10. Tabor Tools J60A Chopping Axe

 

The J60A is a great option if you’re looking for a small axe to split kindling and chop up branches.

With a handle of just 12 inches, it’s the shortest axe on our list. So while you won’t get as much power as with longer-handled designs, it will give you plenty of control.

It will handle small or medium logs with ease. Stick it in the car boot when you’re off camping and it won’t take up a lot of space.

There’s no sheath with this one, but it does come with a rubber slip to protect the blade edge. It won’t make it weather-proof, but it does mean you can store and transport it safely.

The handle is made of fiberglass, so it’s strong and light. And it’s cushioned for comfortable use.

The steelhead has a protective non-stick coating, and the blade comes pre-sharpened. You may find, though, that you need to file it more to get it really sharp. If you’re planning to cut branches rather than split kindling, we’d say it’s essential.
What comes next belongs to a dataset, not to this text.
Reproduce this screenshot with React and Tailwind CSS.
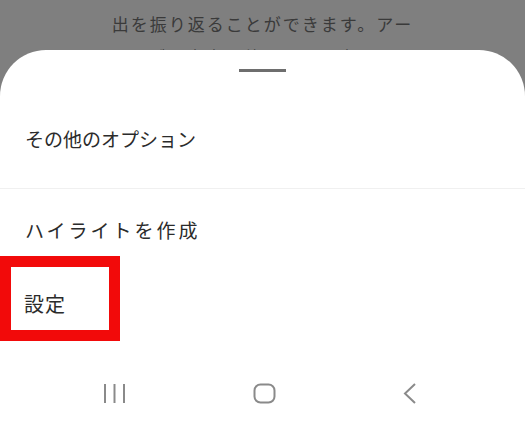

There’s not as much depth to the leading edge as some axes either. That means it can be tricky to split logs in one strike, though you’ll get there with two or three.

What We Like

  • Lightweight and well-balanced
  • Comfortable grip
  • Handy size for storing in the car boot

What We Don't Like

  • Expect to do some additional sharpening before use
  • The leading edge of the blade is on the thin side.

Ready to get chopping?

We hope you’ve enjoyed our review of the top ten axes on the market today. Whether you need to chop firewood, clear a trail, or even fell a tree, there’s an option here to suit.

Our favorite has to be the Fiskars 378841-1002 X27 Super Splitting Axe. Its quality and versatility can’t be beaten.

Whichever axe you choose, take care when you’re using it! And enjoy the satisfaction of chopping wood in your garden or the great outdoors.